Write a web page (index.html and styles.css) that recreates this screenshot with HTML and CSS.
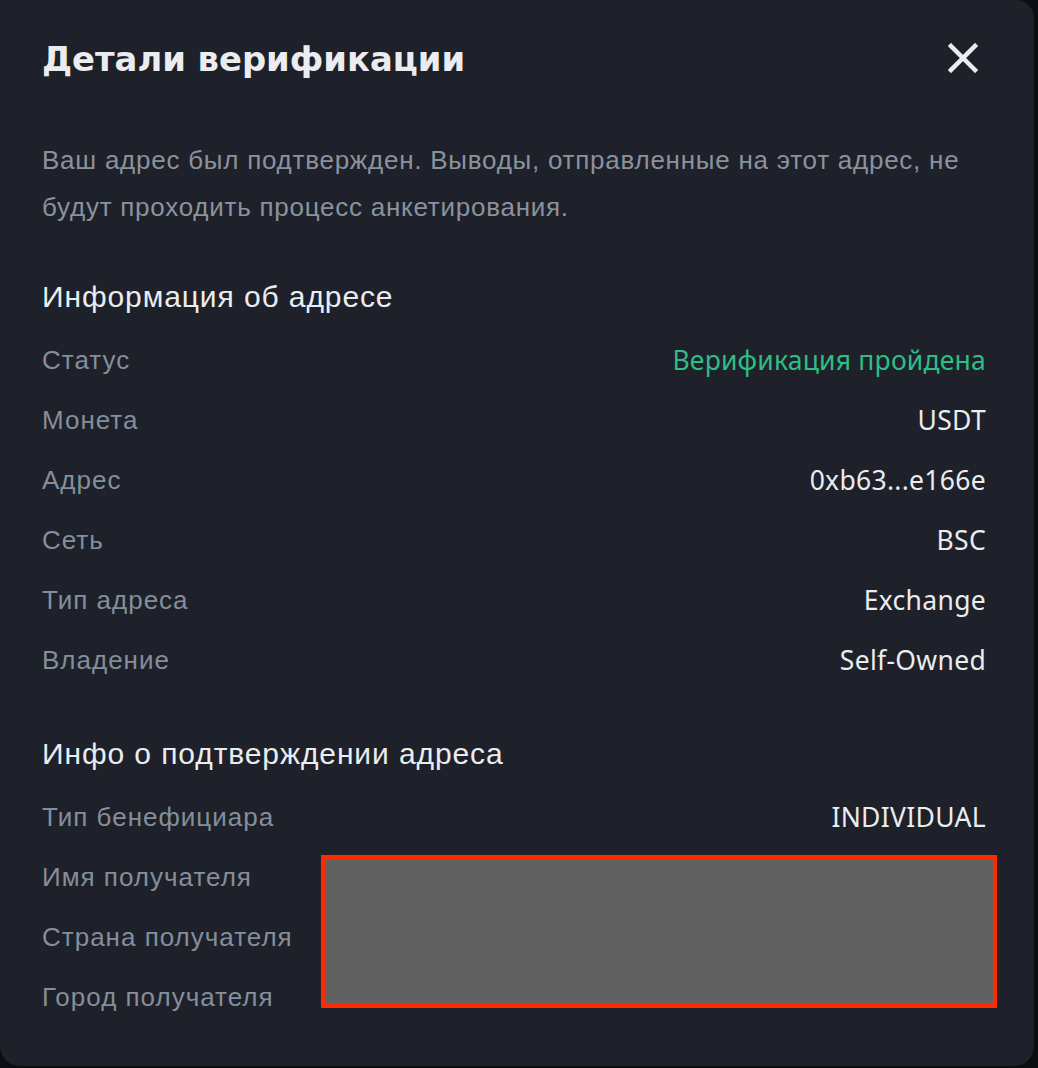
FILE: index.html
```html
<!DOCTYPE html>
<html lang="ru">
<head>
<meta charset="utf-8">
<title>Детали верификации</title>
<link rel="stylesheet" href="styles.css">
</head>
<body>
<div class="modal">
  <div class="header">
    <h1 class="title">Детали верификации</h1>
    <button class="close" aria-label="Закрыть">
      <svg width="30" height="30" viewBox="0 0 30 30"><path d="M3 3 L27 27 M27 3 L3 27" stroke="#eaecef" stroke-width="4.5" stroke-linecap="square"/></svg>
    </button>
  </div>
  <p class="desc">Ваш адрес был подтвержден. Выводы, отправленные на этот адрес, не будут проходить процесс анкетирования.</p>

  <h2 class="section">Информация об адресе</h2>
  <div class="rows">
    <div class="row"><span class="label">Статус</span><span class="value ok">Верификация пройдена</span></div>
    <div class="row"><span class="label">Монета</span><span class="value">USDT</span></div>
    <div class="row"><span class="label">Адрес</span><span class="value">0xb63...e166e</span></div>
    <div class="row"><span class="label">Сеть</span><span class="value">BSC</span></div>
    <div class="row"><span class="label">Тип адреса</span><span class="value">Exchange</span></div>
    <div class="row"><span class="label">Владение</span><span class="value">Self-Owned</span></div>
  </div>

  <h2 class="section second">Инфо о подтверждении адреса</h2>
  <div class="rows redacted-area">
    <div class="row"><span class="label">Тип бенефициара</span><span class="value">INDIVIDUAL</span></div>
    <div class="row"><span class="label">Имя получателя</span><span class="value"></span></div>
    <div class="row"><span class="label">Страна получателя</span><span class="value"></span></div>
    <div class="row"><span class="label">Город получателя</span><span class="value"></span></div>
    <div class="redaction"></div>
  </div>
</div>
</body>
</html>
```

FILE: styles.css
```css
html, body {
  margin: 0;
  padding: 0;
  background: #0b0e11;
}

.modal {
  box-sizing: border-box;
  width: 1034px;
  height: 1066px;
  background: #1e2129;
  border-radius: 0 18px 20px 20px;
  padding: 40px 48px 0 42px;
  font-family: "Liberation Sans", Arial, sans-serif;
  color: #eaecef;
}

.header {
  display: flex;
  align-items: center;
  justify-content: space-between;
  height: 40px;
}

.title {
  margin: 0;
  font-family: "DejaVu Sans", "Liberation Sans", sans-serif;
  font-size: 33.8px;
  line-height: 40px;
  font-weight: 700;
  letter-spacing: 0;
  color: #eaecef;
}

.close {
  background: none;
  border: 0;
  padding: 0;
  width: 30px;
  height: 30px;
  margin-right: 8px;
  margin-top: -4px;
  display: flex;
}

.desc {
  margin: 57px 0 0 0;
  font-size: 26px;
  line-height: 47px;
  letter-spacing: 0.75px;
  color: #8a929e;
}

.section {
  margin: 48px 0 0 0;
  font-size: 30px;
  line-height: 36px;
  font-weight: 400;
  letter-spacing: 0.9px;
  color: #eaecef;
}

.section.second {
  margin-top: 46px;
}

.rows {
  margin-top: 15px;
  display: flex;
  flex-direction: column;
}

.redacted-area {
  position: relative;
}

.row {
  display: flex;
  justify-content: space-between;
  align-items: center;
  height: 60px;
}

.label {
  font-size: 26px;
  letter-spacing: 1px;
  color: #848e9c;
}

.value {
  font-family: "Noto Sans", "Open Sans", sans-serif;
  font-size: 26.5px;
  letter-spacing: 0.3px;
  color: #eaecef;
}

.value.ok {
  color: #2ebd85;
  letter-spacing: 0.2px;
}

.redaction {
  position: absolute;
  left: 279px;
  top: 68px;
  width: 668px;
  height: 145px;
  background: #616161;
  border: 4px solid #ff2a00;
}
```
────────────────
EXERCISE DETAILS => Without the pictures, output the full listing exactly as it stands.

EXPECTED ANSWER =>
Write a web page (index.html and styles.css) that recreates this screenshot with HTML and CSS.
FILE: index.html
```html
<!DOCTYPE html>
<html lang="ru">
<head>
<meta charset="utf-8">
<title>Детали верификации</title>
<link rel="stylesheet" href="styles.css">
</head>
<body>
<div class="modal">
  <div class="header">
    <h1 class="title">Детали верификации</h1>
    <button class="close" aria-label="Закрыть">
      <svg width="30" height="30" viewBox="0 0 30 30"><path d="M3 3 L27 27 M27 3 L3 27" stroke="#eaecef" stroke-width="4.5" stroke-linecap="square"/></svg>
    </button>
  </div>
  <p class="desc">Ваш адрес был подтвержден. Выводы, отправленные на этот адрес, не будут проходить процесс анкетирования.</p>

  <h2 class="section">Информация об адресе</h2>
  <div class="rows">
    <div class="row"><span class="label">Статус</span><span class="value ok">Верификация пройдена</span></div>
    <div class="row"><span class="label">Монета</span><span class="value">USDT</span></div>
    <div class="row"><span class="label">Адрес</span><span class="value">0xb63...e166e</span></div>
    <div class="row"><span class="label">Сеть</span><span class="value">BSC</span></div>
    <div class="row"><span class="label">Тип адреса</span><span class="value">Exchange</span></div>
    <div class="row"><span class="label">Владение</span><span class="value">Self-Owned</span></div>
  </div>

  <h2 class="section second">Инфо о подтверждении адреса</h2>
  <div class="rows redacted-area">
    <div class="row"><span class="label">Тип бенефициара</span><span class="value">INDIVIDUAL</span></div>
    <div class="row"><span class="label">Имя получателя</span><span class="value"></span></div>
    <div class="row"><span class="label">Страна получателя</span><span class="value"></span></div>
    <div class="row"><span class="label">Город получателя</span><span class="value"></span></div>
    <div class="redaction"></div>
  </div>
</div>
</body>
</html>
```

FILE: styles.css
```css
html, body {
  margin: 0;
  padding: 0;
  background: #0b0e11;
}

.modal {
  box-sizing: border-box;
  width: 1034px;
  height: 1066px;
  background: #1e2129;
  border-radius: 0 18px 20px 20px;
  padding: 40px 48px 0 42px;
  font-family: "Liberation Sans", Arial, sans-serif;
  color: #eaecef;
}

.header {
  display: flex;
  align-items: center;
  justify-content: space-between;
  height: 40px;
}

.title {
  margin: 0;
  font-family: "DejaVu Sans", "Liberation Sans", sans-serif;
  font-size: 33.8px;
  line-height: 40px;
  font-weight: 700;
  letter-spacing: 0;
  color: #eaecef;
}

.close {
  background: none;
  border: 0;
  padding: 0;
  width: 30px;
  height: 30px;
  margin-right: 8px;
  margin-top: -4px;
  display: flex;
}

.desc {
  margin: 57px 0 0 0;
  font-size: 26px;
  line-height: 47px;
  letter-spacing: 0.75px;
  color: #8a929e;
}

.section {
  margin: 48px 0 0 0;
  font-size: 30px;
  line-height: 36px;
  font-weight: 400;
  letter-spacing: 0.9px;
  color: #eaecef;
}

.section.second {
  margin-top: 46px;
}

.rows {
  margin-top: 15px;
  display: flex;
  flex-direction: column;
}

.redacted-area {
  position: relative;
}

.row {
  display: flex;
  justify-content: space-between;
  align-items: center;
  height: 60px;
}

.label {
  font-size: 26px;
  letter-spacing: 1px;
  color: #848e9c;
}

.value {
  font-family: "Noto Sans", "Open Sans", sans-serif;
  font-size: 26.5px;
  letter-spacing: 0.3px;
  color: #eaecef;
}

.value.ok {
  color: #2ebd85;
  letter-spacing: 0.2px;
}

.redaction {
  position: absolute;
  left: 279px;
  top: 68px;
  width: 668px;
  height: 145px;
  background: #616161;
  border: 4px solid #ff2a00;
}
```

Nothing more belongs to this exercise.